Task requirements >> Write out each line from the data below that includes the word "Output".

____

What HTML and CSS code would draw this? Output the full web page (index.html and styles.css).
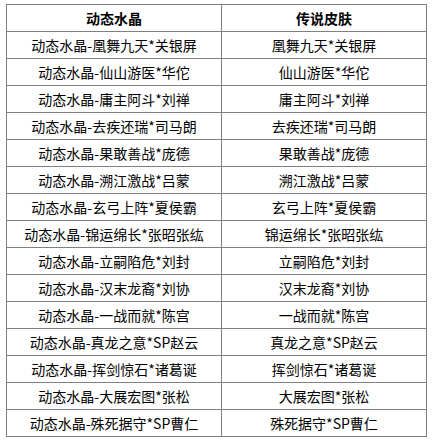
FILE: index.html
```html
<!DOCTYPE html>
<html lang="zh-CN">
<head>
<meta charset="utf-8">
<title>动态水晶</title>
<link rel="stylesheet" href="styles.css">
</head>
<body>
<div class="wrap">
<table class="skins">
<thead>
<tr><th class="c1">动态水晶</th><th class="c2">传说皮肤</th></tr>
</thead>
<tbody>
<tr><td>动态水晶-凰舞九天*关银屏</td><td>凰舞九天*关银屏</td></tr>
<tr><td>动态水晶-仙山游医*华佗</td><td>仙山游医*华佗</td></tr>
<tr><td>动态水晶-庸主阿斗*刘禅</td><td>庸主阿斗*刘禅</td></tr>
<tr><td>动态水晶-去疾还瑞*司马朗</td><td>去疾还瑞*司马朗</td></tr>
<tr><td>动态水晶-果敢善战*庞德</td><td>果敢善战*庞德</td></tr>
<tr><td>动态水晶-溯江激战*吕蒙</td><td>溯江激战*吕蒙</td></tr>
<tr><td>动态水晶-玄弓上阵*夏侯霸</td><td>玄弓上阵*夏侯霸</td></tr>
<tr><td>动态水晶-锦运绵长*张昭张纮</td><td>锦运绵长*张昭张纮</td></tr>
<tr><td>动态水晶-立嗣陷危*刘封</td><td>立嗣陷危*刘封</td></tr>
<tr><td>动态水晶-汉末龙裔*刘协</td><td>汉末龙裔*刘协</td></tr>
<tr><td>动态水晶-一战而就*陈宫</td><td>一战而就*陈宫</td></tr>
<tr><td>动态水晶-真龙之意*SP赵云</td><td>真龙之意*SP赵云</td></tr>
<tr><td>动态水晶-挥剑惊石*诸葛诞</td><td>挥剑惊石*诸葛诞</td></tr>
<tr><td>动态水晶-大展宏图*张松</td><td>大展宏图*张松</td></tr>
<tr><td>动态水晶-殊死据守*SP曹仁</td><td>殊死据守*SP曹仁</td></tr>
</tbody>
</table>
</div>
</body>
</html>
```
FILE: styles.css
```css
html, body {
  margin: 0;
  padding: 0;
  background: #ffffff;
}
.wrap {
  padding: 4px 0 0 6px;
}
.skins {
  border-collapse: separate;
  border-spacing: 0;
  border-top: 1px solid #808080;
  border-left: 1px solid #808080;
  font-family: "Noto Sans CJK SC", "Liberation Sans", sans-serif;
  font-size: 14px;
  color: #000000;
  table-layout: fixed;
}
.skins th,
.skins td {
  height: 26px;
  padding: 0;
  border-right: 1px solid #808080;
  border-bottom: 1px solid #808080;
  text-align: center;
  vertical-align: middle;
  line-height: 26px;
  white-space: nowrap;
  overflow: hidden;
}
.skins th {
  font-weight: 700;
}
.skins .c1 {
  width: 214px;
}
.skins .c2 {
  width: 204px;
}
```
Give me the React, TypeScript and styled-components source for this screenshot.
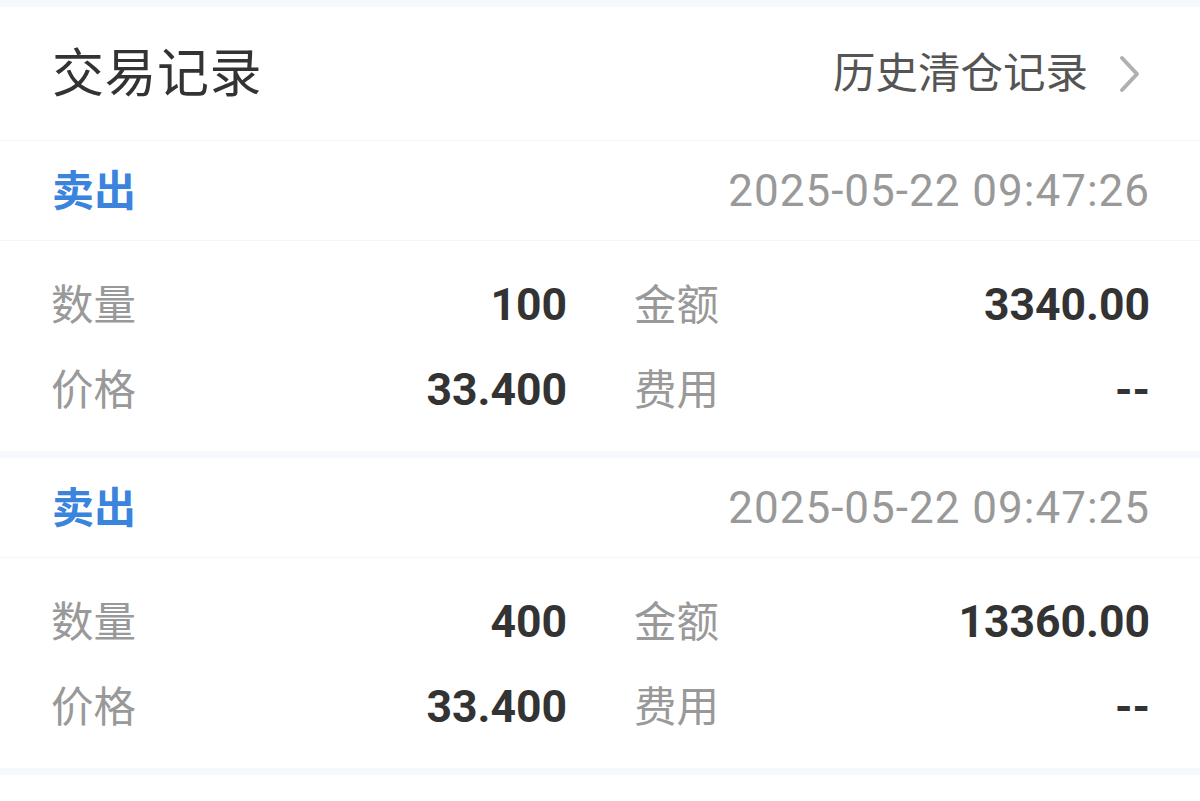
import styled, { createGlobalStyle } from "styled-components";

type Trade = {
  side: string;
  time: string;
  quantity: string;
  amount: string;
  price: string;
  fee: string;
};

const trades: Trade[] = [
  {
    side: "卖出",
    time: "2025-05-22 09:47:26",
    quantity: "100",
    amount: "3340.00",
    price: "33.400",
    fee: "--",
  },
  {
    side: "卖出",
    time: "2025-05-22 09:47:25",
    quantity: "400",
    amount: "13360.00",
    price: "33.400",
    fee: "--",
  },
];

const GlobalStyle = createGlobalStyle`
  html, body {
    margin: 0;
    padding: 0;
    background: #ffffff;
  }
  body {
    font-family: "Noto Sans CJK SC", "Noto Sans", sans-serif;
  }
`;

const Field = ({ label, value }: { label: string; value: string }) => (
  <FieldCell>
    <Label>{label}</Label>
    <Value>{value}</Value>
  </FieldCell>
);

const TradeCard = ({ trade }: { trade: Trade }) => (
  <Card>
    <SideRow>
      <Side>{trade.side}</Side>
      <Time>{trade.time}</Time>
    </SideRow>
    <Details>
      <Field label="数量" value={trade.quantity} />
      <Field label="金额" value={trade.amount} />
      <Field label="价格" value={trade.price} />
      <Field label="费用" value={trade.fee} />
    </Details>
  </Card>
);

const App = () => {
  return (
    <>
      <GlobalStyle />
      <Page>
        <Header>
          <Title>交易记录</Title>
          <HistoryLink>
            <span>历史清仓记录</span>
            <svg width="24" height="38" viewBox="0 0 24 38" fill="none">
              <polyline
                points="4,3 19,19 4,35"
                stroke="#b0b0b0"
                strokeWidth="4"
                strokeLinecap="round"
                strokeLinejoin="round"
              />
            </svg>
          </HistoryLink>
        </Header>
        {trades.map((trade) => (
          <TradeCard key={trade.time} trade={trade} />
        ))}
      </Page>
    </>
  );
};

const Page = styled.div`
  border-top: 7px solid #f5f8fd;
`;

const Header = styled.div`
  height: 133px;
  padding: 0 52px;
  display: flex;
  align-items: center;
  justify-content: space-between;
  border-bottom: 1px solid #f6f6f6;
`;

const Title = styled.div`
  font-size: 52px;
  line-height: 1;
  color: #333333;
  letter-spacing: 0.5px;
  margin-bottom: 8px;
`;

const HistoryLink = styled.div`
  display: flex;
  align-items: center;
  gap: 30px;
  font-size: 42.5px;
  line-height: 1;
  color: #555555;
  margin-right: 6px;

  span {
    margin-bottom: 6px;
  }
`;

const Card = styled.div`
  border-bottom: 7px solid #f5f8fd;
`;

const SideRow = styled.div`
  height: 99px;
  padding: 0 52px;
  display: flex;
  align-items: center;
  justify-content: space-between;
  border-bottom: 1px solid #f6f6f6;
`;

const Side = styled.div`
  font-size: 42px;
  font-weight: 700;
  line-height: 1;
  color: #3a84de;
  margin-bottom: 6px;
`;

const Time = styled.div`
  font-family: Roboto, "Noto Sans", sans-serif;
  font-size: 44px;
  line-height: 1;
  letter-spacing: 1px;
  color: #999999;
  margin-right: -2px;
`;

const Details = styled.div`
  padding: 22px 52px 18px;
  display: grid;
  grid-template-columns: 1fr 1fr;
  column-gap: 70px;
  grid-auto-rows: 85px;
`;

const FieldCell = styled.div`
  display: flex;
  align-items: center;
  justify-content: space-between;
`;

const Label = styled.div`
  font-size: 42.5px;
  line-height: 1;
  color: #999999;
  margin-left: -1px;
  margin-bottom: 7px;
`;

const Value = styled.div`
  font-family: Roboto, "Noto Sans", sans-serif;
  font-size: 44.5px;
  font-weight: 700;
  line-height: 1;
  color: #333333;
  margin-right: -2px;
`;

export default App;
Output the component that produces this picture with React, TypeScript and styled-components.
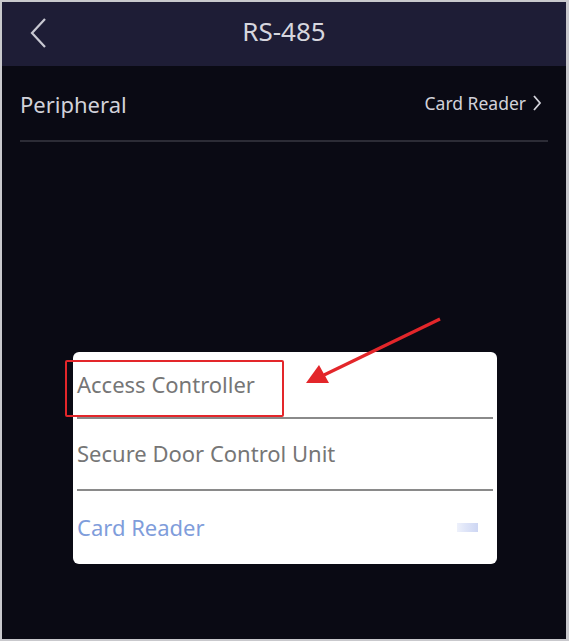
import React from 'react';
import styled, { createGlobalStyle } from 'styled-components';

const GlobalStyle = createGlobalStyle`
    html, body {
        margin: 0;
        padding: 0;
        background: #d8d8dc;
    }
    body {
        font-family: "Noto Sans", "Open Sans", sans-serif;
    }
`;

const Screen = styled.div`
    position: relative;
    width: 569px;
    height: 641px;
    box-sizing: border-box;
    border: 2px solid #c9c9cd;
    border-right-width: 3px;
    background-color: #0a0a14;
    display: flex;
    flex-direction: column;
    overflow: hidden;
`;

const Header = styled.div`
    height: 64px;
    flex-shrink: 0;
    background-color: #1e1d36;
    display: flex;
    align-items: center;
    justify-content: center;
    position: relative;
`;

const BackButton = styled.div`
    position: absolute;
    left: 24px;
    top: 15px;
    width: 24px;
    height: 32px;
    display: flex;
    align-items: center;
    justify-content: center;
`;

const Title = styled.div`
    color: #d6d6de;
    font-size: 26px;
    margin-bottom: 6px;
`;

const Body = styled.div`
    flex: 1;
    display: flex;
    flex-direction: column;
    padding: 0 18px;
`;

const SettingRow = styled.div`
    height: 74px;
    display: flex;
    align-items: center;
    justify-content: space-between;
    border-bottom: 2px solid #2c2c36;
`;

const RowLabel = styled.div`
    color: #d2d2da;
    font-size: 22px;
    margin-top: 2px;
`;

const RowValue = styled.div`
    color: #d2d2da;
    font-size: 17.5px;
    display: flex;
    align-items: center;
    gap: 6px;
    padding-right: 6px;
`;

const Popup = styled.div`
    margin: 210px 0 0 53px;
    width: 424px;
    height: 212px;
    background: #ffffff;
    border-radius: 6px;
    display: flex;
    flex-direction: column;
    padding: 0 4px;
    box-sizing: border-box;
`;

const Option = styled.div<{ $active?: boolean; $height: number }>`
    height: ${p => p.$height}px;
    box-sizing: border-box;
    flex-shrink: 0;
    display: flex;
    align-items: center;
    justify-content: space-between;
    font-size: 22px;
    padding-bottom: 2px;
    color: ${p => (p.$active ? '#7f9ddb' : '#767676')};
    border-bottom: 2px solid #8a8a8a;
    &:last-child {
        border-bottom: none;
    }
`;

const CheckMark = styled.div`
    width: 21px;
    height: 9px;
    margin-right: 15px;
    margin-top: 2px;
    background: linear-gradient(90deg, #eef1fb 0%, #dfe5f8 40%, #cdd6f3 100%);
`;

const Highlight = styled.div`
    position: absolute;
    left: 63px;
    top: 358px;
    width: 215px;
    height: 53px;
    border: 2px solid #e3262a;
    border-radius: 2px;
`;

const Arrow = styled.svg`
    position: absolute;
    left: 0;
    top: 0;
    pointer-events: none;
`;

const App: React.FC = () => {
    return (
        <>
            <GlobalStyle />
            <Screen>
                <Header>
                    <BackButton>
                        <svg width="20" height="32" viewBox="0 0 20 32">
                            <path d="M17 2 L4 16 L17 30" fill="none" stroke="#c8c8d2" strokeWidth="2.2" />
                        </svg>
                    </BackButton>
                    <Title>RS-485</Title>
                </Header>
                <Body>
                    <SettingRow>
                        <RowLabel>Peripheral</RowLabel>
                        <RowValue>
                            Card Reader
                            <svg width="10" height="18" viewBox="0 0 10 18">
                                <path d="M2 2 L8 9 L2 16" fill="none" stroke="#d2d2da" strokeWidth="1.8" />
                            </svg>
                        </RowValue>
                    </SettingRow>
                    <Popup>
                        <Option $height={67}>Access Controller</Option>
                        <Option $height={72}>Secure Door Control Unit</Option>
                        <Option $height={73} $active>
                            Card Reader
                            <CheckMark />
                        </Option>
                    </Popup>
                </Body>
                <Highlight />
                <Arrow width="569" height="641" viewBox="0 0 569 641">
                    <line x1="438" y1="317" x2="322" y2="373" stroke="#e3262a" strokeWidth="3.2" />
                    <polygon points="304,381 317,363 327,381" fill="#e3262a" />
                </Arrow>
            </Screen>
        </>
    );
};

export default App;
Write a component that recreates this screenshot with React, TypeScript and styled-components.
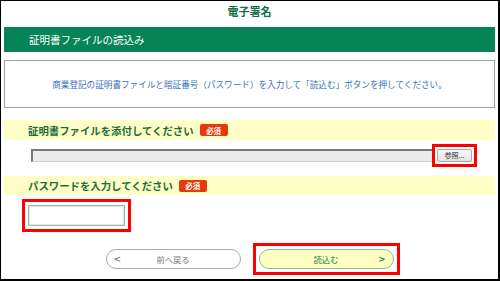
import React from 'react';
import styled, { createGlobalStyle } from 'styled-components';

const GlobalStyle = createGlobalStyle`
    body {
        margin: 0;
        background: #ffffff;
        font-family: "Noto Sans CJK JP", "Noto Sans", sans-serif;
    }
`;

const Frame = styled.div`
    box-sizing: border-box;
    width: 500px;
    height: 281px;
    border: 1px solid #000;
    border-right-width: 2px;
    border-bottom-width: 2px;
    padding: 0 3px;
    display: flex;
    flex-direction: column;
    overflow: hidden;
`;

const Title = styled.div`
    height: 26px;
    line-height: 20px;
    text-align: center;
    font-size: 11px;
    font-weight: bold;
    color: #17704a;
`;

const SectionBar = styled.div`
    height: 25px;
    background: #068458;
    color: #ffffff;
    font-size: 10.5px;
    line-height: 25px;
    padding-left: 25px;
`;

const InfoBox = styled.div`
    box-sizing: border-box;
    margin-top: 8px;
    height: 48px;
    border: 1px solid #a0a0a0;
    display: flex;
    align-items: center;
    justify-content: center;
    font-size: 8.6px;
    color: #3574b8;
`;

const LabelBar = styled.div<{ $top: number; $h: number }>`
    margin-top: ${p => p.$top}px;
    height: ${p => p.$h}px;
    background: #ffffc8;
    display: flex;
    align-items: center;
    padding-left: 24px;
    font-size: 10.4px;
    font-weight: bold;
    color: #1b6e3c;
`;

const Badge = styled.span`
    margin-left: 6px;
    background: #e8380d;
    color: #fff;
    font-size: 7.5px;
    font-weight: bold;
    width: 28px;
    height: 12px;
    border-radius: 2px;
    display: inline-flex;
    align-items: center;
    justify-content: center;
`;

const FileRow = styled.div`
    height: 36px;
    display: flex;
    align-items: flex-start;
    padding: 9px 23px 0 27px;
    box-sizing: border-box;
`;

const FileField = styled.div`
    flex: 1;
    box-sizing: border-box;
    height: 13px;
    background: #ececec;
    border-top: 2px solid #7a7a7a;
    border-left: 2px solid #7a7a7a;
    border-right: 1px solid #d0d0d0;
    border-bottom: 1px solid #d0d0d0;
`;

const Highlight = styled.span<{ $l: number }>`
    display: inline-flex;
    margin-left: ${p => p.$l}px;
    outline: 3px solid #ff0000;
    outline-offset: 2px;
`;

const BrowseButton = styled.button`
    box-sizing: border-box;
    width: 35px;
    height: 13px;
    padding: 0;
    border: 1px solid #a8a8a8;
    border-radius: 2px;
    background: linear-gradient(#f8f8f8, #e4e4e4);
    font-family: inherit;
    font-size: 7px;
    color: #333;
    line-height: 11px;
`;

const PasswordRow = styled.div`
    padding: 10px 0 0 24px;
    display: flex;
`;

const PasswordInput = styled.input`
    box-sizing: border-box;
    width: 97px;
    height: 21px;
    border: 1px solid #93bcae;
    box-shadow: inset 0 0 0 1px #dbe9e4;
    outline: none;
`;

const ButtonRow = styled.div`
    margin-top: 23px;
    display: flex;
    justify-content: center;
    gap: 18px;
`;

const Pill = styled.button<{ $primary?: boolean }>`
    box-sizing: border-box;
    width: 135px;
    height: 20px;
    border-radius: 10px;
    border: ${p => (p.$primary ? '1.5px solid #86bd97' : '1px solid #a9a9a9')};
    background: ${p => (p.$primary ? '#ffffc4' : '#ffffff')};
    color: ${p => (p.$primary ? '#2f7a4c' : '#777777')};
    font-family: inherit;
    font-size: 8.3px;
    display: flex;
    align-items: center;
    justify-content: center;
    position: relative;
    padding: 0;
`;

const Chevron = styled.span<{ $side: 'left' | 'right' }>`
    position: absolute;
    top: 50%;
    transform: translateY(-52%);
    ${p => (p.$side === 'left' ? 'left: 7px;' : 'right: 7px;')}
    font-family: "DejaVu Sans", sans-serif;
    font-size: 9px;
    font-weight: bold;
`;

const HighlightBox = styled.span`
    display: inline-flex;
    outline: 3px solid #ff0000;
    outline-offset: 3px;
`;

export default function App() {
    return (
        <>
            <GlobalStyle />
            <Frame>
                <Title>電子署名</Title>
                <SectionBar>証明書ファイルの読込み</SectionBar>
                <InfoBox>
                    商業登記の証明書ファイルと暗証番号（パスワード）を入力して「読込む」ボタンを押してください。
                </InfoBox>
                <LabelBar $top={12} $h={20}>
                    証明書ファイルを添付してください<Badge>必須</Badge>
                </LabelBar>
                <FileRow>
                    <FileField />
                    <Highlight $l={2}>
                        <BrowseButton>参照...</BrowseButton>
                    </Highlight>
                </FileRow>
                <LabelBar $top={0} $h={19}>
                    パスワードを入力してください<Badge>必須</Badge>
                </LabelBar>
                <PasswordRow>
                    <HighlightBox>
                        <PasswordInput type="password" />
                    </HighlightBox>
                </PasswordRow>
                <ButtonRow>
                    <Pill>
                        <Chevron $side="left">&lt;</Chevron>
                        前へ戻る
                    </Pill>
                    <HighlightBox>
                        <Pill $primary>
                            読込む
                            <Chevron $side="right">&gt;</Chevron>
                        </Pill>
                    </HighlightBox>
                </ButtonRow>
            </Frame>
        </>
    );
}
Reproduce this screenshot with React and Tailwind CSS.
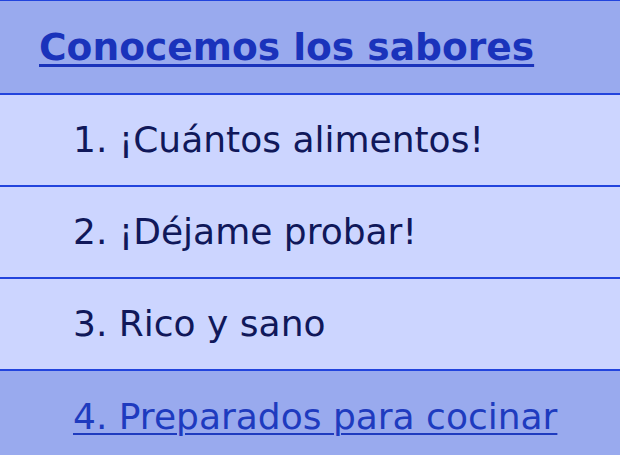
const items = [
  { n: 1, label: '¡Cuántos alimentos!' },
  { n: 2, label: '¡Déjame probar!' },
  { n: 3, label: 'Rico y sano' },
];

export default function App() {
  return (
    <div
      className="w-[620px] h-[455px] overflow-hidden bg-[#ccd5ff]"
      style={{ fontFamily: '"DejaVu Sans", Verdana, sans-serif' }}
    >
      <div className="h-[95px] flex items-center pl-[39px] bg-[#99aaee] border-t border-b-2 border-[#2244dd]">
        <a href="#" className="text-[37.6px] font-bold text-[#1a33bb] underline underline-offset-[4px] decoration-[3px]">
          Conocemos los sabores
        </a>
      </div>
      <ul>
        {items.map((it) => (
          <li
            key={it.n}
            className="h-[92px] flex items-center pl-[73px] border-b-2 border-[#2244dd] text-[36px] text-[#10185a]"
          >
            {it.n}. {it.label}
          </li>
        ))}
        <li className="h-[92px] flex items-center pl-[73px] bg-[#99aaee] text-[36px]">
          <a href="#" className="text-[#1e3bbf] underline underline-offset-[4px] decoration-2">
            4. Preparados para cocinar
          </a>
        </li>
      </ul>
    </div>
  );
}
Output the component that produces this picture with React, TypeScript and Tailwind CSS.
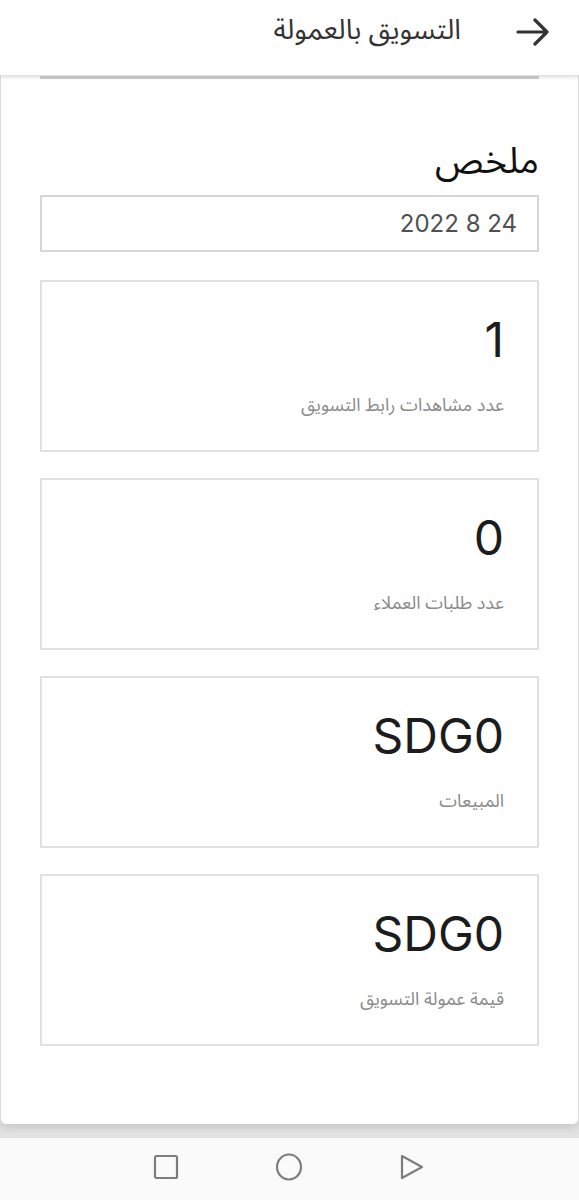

____

Answer >>
What HTML and CSS code would draw this? Output the full web page (index.html and styles.css).
Output the component that produces this picture with React, TypeScript and styled-components.
Output the component that produces this picture with React, TypeScript and Tailwind CSS.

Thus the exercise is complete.